[Task details] Search the material below for the word "components". Copy every line that has it.

[Stored data]
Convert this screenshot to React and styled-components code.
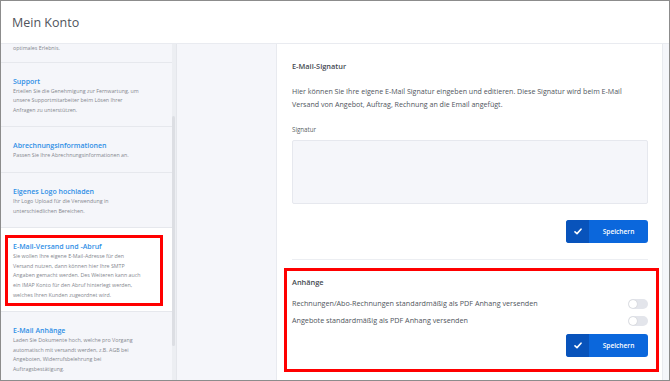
import React from 'react';
import styled, { createGlobalStyle } from 'styled-components';

const GlobalStyle = createGlobalStyle`
	html, body {
		margin: 0;
		padding: 0;
		background: #fff;
	}
	* {
		box-sizing: border-box;
	}
`;

const Frame = styled.div`
	width: 670px;
	height: 381px;
	border: 1px solid #8c8c8c;
	display: flex;
	flex-direction: column;
	overflow: hidden;
	background: #f5f6fa;
	font-family: 'Open Sans', 'Noto Sans', sans-serif;
`;

const Header = styled.div`
	height: 43px;
	flex: none;
	padding-left: 11px;
	display: flex;
	align-items: center;
	background: #fff;
	border-bottom: 1px solid #e9ebf0;

	h1 {
		margin: 0;
		font-size: 12.5px;
		font-weight: 400;
		color: #50545b;
	}
`;

const Body = styled.div`
	flex: 1;
	min-height: 0;
	display: flex;
`;

const Sidebar = styled.div`
	width: 176px;
	flex: none;
	display: flex;
	border-right: 1px solid #e4e6eb;
	overflow: hidden;
`;

const List = styled.div`
	flex: 1;
	display: flex;
	flex-direction: column;
`;

const ScrollTrack = styled.div`
	width: 4px;
	flex: none;
	background: #eceef2;
	padding-top: 72px;

	span {
		display: block;
		width: 3px;
		height: 230px;
		border-radius: 2px;
		background: #dcdee3;
	}
`;

const Item = styled.div`
	padding: ${(props) => (props.partial ? '0 12px 8px 12px' : '13px 12px 11px 12px')};
	background: ${(props) => (props.active ? '#fff' : 'transparent')};
	border-bottom: 1px solid #e6e8ed;
`;

const Highlight = styled.div`
	margin: -6px -3px -6px -8px;
	padding: 3px 12px 3px 5px;
	border: 3px solid #f00;
`;

const ItemTitle = styled.div`
	font-size: 7px;
	font-weight: 600;
	line-height: 11px;
	color: #2f8fe6;
`;

const ItemText = styled.div`
	font-size: 5.3px;
	line-height: 9.6px;
	color: #85888f;
	max-width: 128px;
`;

const Content = styled.div`
	flex: 1;
	display: flex;
	padding-left: 99px;
	padding-right: 6px;
`;

const Card = styled.div`
	flex: 1;
	background: #fff;
	border-left: 1px solid #e8eaef;
	border-right: 1px solid #e8eaef;
	padding: 17px 14px 0 15px;
	display: flex;
	flex-direction: column;
`;

const SectionTitle = styled.h2`
	margin: 0;
	font-size: 7.4px;
	font-weight: 600;
	line-height: 11px;
	color: #454a52;
`;

const Paragraph = styled.p`
	margin: 13px 0 0 0;
	font-size: 7.1px;
	line-height: 13px;
	color: #50555d;
`;

const Label = styled.div`
	margin-top: 14px;
	font-size: 6.2px;
	line-height: 9px;
	color: #5a5f66;
`;

const TextArea = styled.div`
	margin-top: 6px;
	height: 64px;
	background: #f5f6fa;
	border: 1px solid #e6e8ee;
	border-radius: 2px;
`;

const ButtonRow = styled.div`
	display: flex;
	justify-content: flex-end;
	margin-top: ${(props) => props.top || '16px'};
`;

const SaveButton = styled.button`
	width: 82px;
	height: 23px;
	padding: 0;
	border: none;
	border-radius: 3px;
	overflow: hidden;
	display: flex;
	background: #0b67dc;
	cursor: pointer;

	i {
		width: 23px;
		height: 100%;
		display: flex;
		align-items: center;
		justify-content: center;
		background: #0853bb;
	}

	span {
		flex: 1;
		display: flex;
		align-items: center;
		justify-content: center;
		font-family: 'Open Sans', 'Noto Sans', sans-serif;
		font-size: 6.6px;
		font-weight: 600;
		color: #fff;
	}
`;

const Divider = styled.div`
	margin-top: 16px;
	height: 1px;
	background: #eceef2;
`;

const Annotated = styled.div`
	margin: 8px -11px 0 -8px;
	padding: 6px 8px 12px 5px;
	border: 3px solid #f00;
`;

const ToggleRow = styled.div`
	display: flex;
	justify-content: space-between;
	align-items: center;
	height: 17px;
	line-height: 17px;
	margin-top: ${(props) => props.top || '0'};
	font-size: 7.2px;
	color: #50555d;
`;

const Toggle = styled.div`
	width: 20px;
	height: 10px;
	border-radius: 5px;
	background: #e3e5eb;
	position: relative;

	&::after {
		content: '';
		position: absolute;
		left: 1px;
		top: 1px;
		width: 8px;
		height: 8px;
		border-radius: 50%;
		background: #fff;
		box-shadow: 0 0 1px rgba(0, 0, 0, 0.25);
	}
`;

const Check = () => (
	<svg width="8" height="7" viewBox="0 0 8 7">
		<path d="M1 3.8 L3 5.6 L7 1.2" fill="none" stroke="#fff" strokeWidth="1.6" strokeLinecap="round" strokeLinejoin="round" />
	</svg>
);

const Save = () => (
	<SaveButton>
		<i><Check /></i>
		<span>Speichern</span>
	</SaveButton>
);

const items = [
	{ title: 'Support', text: 'Erteilen Sie die Genehmigung zur Fernwartung, um unsere Supportmitarbeiter beim Lösen Ihrer Anfragen zu unterstützen.' },
	{ title: 'Abrechnungsinformationen', text: 'Passen Sie Ihre Abrechnungsinformationen an.' },
	{ title: 'Eigenes Logo hochladen', text: 'Ihr Logo Upload für die Verwendung in unterschiedlichen Bereichen.' },
	{ title: 'E-Mail-Versand und -Abruf', text: 'Sie wollen Ihre eigene E-Mail-Adresse für den Versand nutzen, dann können hier Ihre SMTP Angaben gemacht werden. Des Weiteren kann auch ein IMAP Konto für den Abruf hinterlegt werden, welches Ihren Kunden zugeordnet wird.', active: true },
	{ title: 'E-Mail Anhänge', text: 'Laden Sie Dokumente hoch, welche pro Vorgang automatisch mit versandt werden, z.B. AGB bei Angeboten, Widerrufsbelehrung bei Auftragsbestätigung.' },
];

const App = () => (
	<>
		<GlobalStyle />
		<Frame>
			<Header>
				<h1>Mein Konto</h1>
			</Header>
			<Body>
				<Sidebar>
					<List>
						<Item partial>
							<ItemText>optimales Erlebnis.</ItemText>
						</Item>
						{items.map((item) => (
							<Item key={item.title} active={item.active}>
								{item.active ? (
									<Highlight>
										<ItemTitle>{item.title}</ItemTitle>
										<ItemText>{item.text}</ItemText>
									</Highlight>
								) : (
									<>
										<ItemTitle>{item.title}</ItemTitle>
										<ItemText>{item.text}</ItemText>
									</>
								)}
							</Item>
						))}
					</List>
					<ScrollTrack><span /></ScrollTrack>
				</Sidebar>
				<Content>
					<Card>
						<SectionTitle>E-Mail-Signatur</SectionTitle>
						<Paragraph>
							Hier können Sie Ihre eigene E-Mail Signatur eingeben und editieren. Diese Signatur wird beim E-Mail Versand von Angebot, Auftrag, Rechnung an die Email angefügt.
						</Paragraph>
						<Label>Signatur</Label>
						<TextArea />
						<ButtonRow>
							<Save />
						</ButtonRow>
						<Divider />
						<Annotated>
							<SectionTitle>Anhänge</SectionTitle>
							<ToggleRow top="7px">
								Rechnungen/Abo-Rechnungen standardmäßig als PDF Anhang versenden
								<Toggle />
							</ToggleRow>
							<ToggleRow>
								Angebote standardmäßig als PDF Anhang versenden
								<Toggle />
							</ToggleRow>
							<ButtonRow top="5px">
								<Save />
							</ButtonRow>
						</Annotated>
					</Card>
				</Content>
			</Body>
		</Frame>
	</>
);

export default App;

[Answer to this task]
Convert this screenshot to React and styled-components code.
import styled, { createGlobalStyle } from 'styled-components';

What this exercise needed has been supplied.